1. "Little King" – The Hollowbodies
2. "Busted" – Jennifer Paige
3. "Falling" – Donna Lewis
4. "Got the Girl (Boy from Ipanama)" – Reiss
5. "The Angel of the Forever Sleep" – Marcy Playground
6. "Take Your Time" – Lori Carson
7. "Beautiful Girls" – Chris Lloyd
8. "Once in a Blue Moon" – Sydney Forest
9. "Parkway" – The Hang Ups
10. "Our Love Is Going to Live Forever" – Spain
11. "Bewitched, Bothered and Bewildered" – Katalina
12. "That Old Black Magic" (Harold Arlen) – Jessica

==Astaire references==
The film contains references to four musical films of Fred Astaire:

- The Belle of New York (1952): Flanery and Gellar's floating to the ceiling evokes similar scenes involving Astaire and Vera-Ellen.

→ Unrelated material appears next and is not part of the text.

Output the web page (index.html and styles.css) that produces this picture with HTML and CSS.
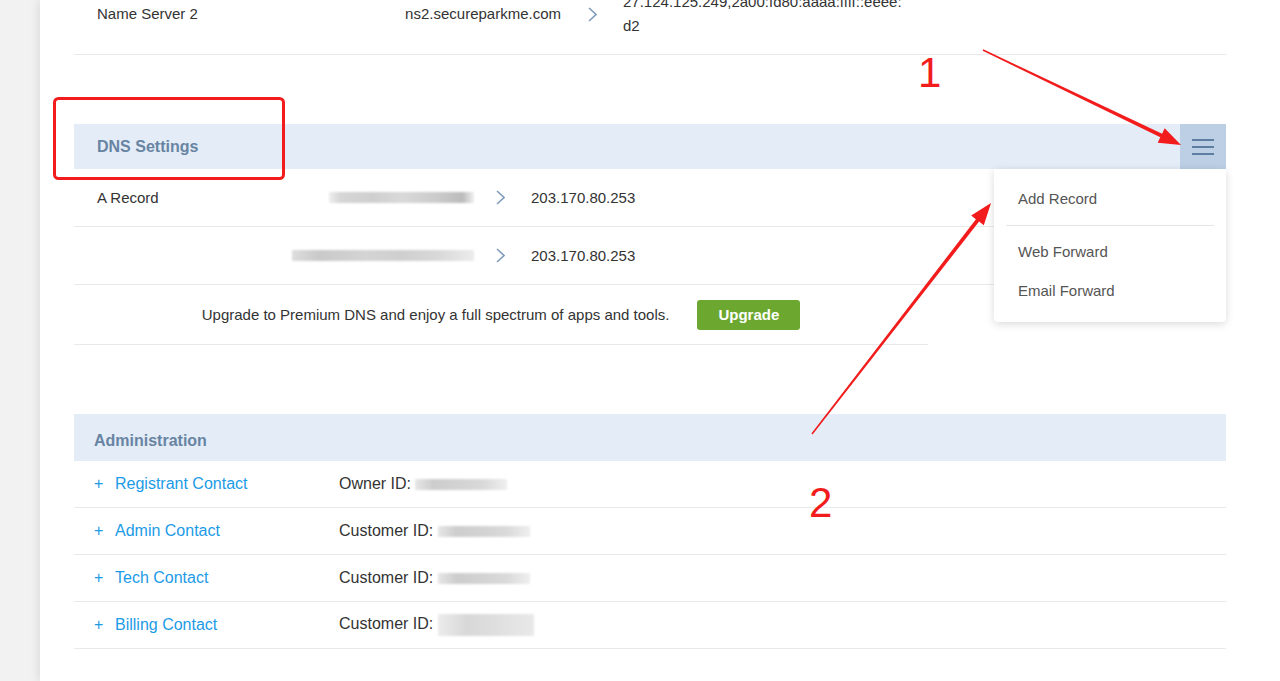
FILE: index.html
```html
<!DOCTYPE html>
<html lang="en">
<head>
    <meta charset="UTF-8">
    <meta name="viewport" content="width=device-width, initial-scale=1.0">
    <title>Domain Details</title>
    <link rel="stylesheet" href="styles.css">
</head>
<body>
    <div class="page">
        <aside class="rail"></aside>

        <main class="panel">
            <!-- Name servers -->
            <div class="ns-table">
                <div class="ns-row">
                    <div class="ns-label">Name Server 2</div>
                    <div class="ns-host">ns2.secureparkme.com</div>
                    <div class="ns-arrow">
                        <svg width="9" height="15" viewBox="0 0 9 15"><polyline points="1,1 8,7.5 1,14" fill="none" stroke="#7f9cbb" stroke-width="1.6"/></svg>
                    </div>
                    <div class="ns-value">27.124.125.249,2a00:fd80:aaaa:ffff::eeee:d2</div>
                </div>
            </div>

            <!-- DNS Settings -->
            <section class="dns">
                <div class="section-head">
                    <h2>DNS Settings</h2>
                    <button class="menu-btn" aria-label="Menu">
                        <svg width="22" height="16" viewBox="0 0 22 16"><path d="M0 1h22M0 8h22M0 15h22" stroke="#5e7ea1" stroke-width="2"/></svg>
                    </button>
                    <ul class="dropdown">
                        <li>Add Record</li>
                        <li class="divider"></li>
                        <li>Web Forward</li>
                        <li>Email Forward</li>
                    </ul>
                </div>

                <div class="dns-row">
                    <div class="dns-type">A Record</div>
                    <div class="dns-host"><span class="blur blur-a"></span></div>
                    <div class="dns-arrow">
                        <svg width="9" height="15" viewBox="0 0 9 15"><polyline points="1,1 8,7.5 1,14" fill="none" stroke="#7f9cbb" stroke-width="1.6"/></svg>
                    </div>
                    <div class="dns-value">203.170.80.253</div>
                </div>
                <div class="dns-row">
                    <div class="dns-type"></div>
                    <div class="dns-host"><span class="blur blur-b"></span></div>
                    <div class="dns-arrow">
                        <svg width="9" height="15" viewBox="0 0 9 15"><polyline points="1,1 8,7.5 1,14" fill="none" stroke="#7f9cbb" stroke-width="1.6"/></svg>
                    </div>
                    <div class="dns-value">203.170.80.253</div>
                </div>

                <div class="upgrade-row">
                    <p>Upgrade to Premium DNS and enjoy a full spectrum of apps and tools.</p>
                    <a href="#" class="upgrade-btn">Upgrade</a>
                </div>
            </section>

            <!-- Administration -->
            <section class="admin">
                <div class="section-head admin-head">
                    <h2>Administration</h2>
                </div>
                <div class="admin-row">
                    <a href="#" class="contact"><span class="plus">+</span>Registrant Contact</a>
                    <div class="contact-id">Owner ID: <span class="blur blur-id"></span></div>
                </div>
                <div class="admin-row">
                    <a href="#" class="contact"><span class="plus">+</span>Admin Contact</a>
                    <div class="contact-id">Customer ID: <span class="blur blur-id"></span></div>
                </div>
                <div class="admin-row">
                    <a href="#" class="contact"><span class="plus">+</span>Tech Contact</a>
                    <div class="contact-id">Customer ID: <span class="blur blur-id"></span></div>
                </div>
                <div class="admin-row">
                    <a href="#" class="contact"><span class="plus">+</span>Billing Contact</a>
                    <div class="contact-id">Customer ID: <span class="blur blur-tall"></span></div>
                </div>
            </section>
        </main>

        <!-- Screenshot annotations -->
        <svg class="annotations" width="1280" height="681" viewBox="0 0 1280 681">
            <rect x="54.5" y="98.5" width="229" height="80" rx="4" fill="none" stroke="#f21c1c" stroke-width="3"/>
            <polygon fill="#f21c1c" points="983.3,49.3 1162.1,133.7 1164.7,128.3 1181,145 1157.7,142.7 1160.3,137.3 982.7,50.7"/>
            <polygon fill="#f21c1c" points="812.6,434.4 979.1,221.6 983.8,225.3 991,203 971.2,215.5 975.9,219.2 811.4,433.6"/>
            <text class="mark" x="918" y="87">1</text>
            <text class="mark" x="809" y="517">2</text>
        </svg>
    </div>
</body>
</html>
```

FILE: styles.css
```css
* {
    margin: 0;
    padding: 0;
    box-sizing: border-box;
}

body {
    font-family: 'Liberation Sans', Arial, sans-serif;
    font-size: 15px;
    color: #333;
    background: #f2f2f2;
    overflow: hidden;
}

.page {
    display: flex;
    min-height: 100vh;
    position: relative;
}

.rail {
    width: 40px;
    flex-shrink: 0;
}

.panel {
    flex: 1;
    background: #fff;
    padding: 0 54px 0 34px;
    box-shadow: -3px 0 8px rgba(0, 0, 0, 0.08);
}

/* Name servers */
.ns-table {
    margin-top: -26px;
}

.ns-row {
    display: flex;
    align-items: center;
    padding: 16px 0;
    line-height: 24px;
    border-bottom: 1px solid #e9e9e9;
}

.ns-label {
    width: 220px;
    padding-left: 23px;
}

.ns-host {
    width: 277px;
    text-align: right;
    padding-right: 10px;
}

.ns-arrow,
.dns-arrow {
    width: 42px;
    display: flex;
    justify-content: center;
}

.ns-value {
    width: 300px;
    padding-left: 10px;
    padding-right: 6px;
    word-break: break-all;
}

/* Section headers */
.dns {
    margin-top: 69px;
}

.section-head {
    position: relative;
    height: 45px;
    background: #e4ecf7;
    display: flex;
    align-items: center;
    justify-content: space-between;
    padding-left: 23px;
}

.section-head h2 {
    font-size: 16px;
    font-weight: bold;
    color: #6884a3;
}

.menu-btn {
    width: 46px;
    height: 45px;
    border: none;
    background: #bccfe4;
    display: flex;
    align-items: center;
    justify-content: center;
    cursor: pointer;
}

.dropdown {
    position: absolute;
    top: 100%;
    right: 0;
    width: 232px;
    background: #fff;
    list-style: none;
    padding: 10px 0 12px;
    border-radius: 0 0 4px 4px;
    box-shadow: 0 2px 8px rgba(0, 0, 0, 0.15);
    z-index: 10;
}

.dropdown li {
    height: 39px;
    line-height: 39px;
    padding-left: 24px;
    color: #555;
}

.dropdown li.divider {
    height: 1px;
    background: #e5e5e5;
    margin: 7px 12px 6px;
    padding: 0;
}

/* DNS rows */
.dns-row {
    display: flex;
    align-items: center;
    height: 58px;
    border-bottom: 1px solid #e9e9e9;
}

.dns-type {
    width: 200px;
    padding-left: 23px;
}

.dns-host {
    width: 208px;
    display: flex;
    justify-content: flex-end;
    padding-right: 8px;
}

.dns-arrow {
    width: 36px;
}

.dns-value {
    padding-left: 13px;
}

.blur {
    display: inline-block;
    height: 11px;
    filter: blur(1.2px);
    vertical-align: middle;
}

.blur-a {
    width: 145px;
    background: linear-gradient(90deg, #eee 0%, #d6d6d6 8%, #cfcfcf 30%, #d9d9d9 50%, #cbcbcb 75%, #bbb 92%, #f0f0f0 100%);
}

.blur-b {
    width: 182px;
    background: linear-gradient(90deg, #ddd 0%, #c9c9c9 15%, #d4d4d4 40%, #cfcfcf 60%, #d8d8d8 80%, #ececec 100%);
}

.blur-id {
    width: 92px;
    background: linear-gradient(90deg, #e6e6e6 0%, #cdcdcd 20%, #d3d3d3 50%, #dadada 75%, #efefef 100%);
}

.blur-tall {
    width: 96px;
    height: 22px;
    background: linear-gradient(90deg, #ececec 0%, #d8d8d8 30%, #dfdfdf 60%, #e9e9e9 100%);
}

/* Upgrade */
.upgrade-row {
    width: 854px;
    height: 60px;
    display: flex;
    align-items: center;
    justify-content: center;
    gap: 28px;
    border-bottom: 1px solid #e9e9e9;
}

.upgrade-btn {
    background: #6ca830;
    color: #fff;
    font-weight: bold;
    text-decoration: none;
    height: 30px;
    line-height: 30px;
    padding: 0 21px;
    border-radius: 3px;
}

/* Administration */
.admin {
    margin-top: 69px;
}

.admin-head {
    height: 47px;
    align-items: flex-start;
    padding-top: 17px;
    padding-left: 20px;
}

.admin-head h2 {
    line-height: 20px;
}

.admin-row {
    display: flex;
    align-items: center;
    height: 47px;
    font-size: 16px;
    border-bottom: 1px solid #e9e9e9;
}

.contact {
    width: 245px;
    padding-left: 20px;
    color: #1c9be6;
    text-decoration: none;
}

.plus {
    display: inline-block;
    width: 21px;
}

.contact-id {
    padding-left: 20px;
}

/* Annotations */
.annotations {
    position: absolute;
    top: 0;
    left: 0;
    pointer-events: none;
}

.mark {
    font-family: 'Liberation Sans', Arial, sans-serif;
    font-size: 42px;
    fill: #f21c1c;
}
```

- Yolanda and the Thief (1945): Flanery selects flooring for his new restaurant that is a copy of the flooring used in the "Coffee Time" number. Dylan Baker comments: "This looks like something out of an MGM musical".
- Shall We Dance (1937): Flanery's confusion when faced with multiple images of Gellar echoes Astaire when confronted with multiple masked versions of Ginger Rogers in the Shall We Dance finale.
- Swing Time (1936): The layout of the restaurant at the end of the movie closely resembles the restaurant and night club, the "Silver Sandal."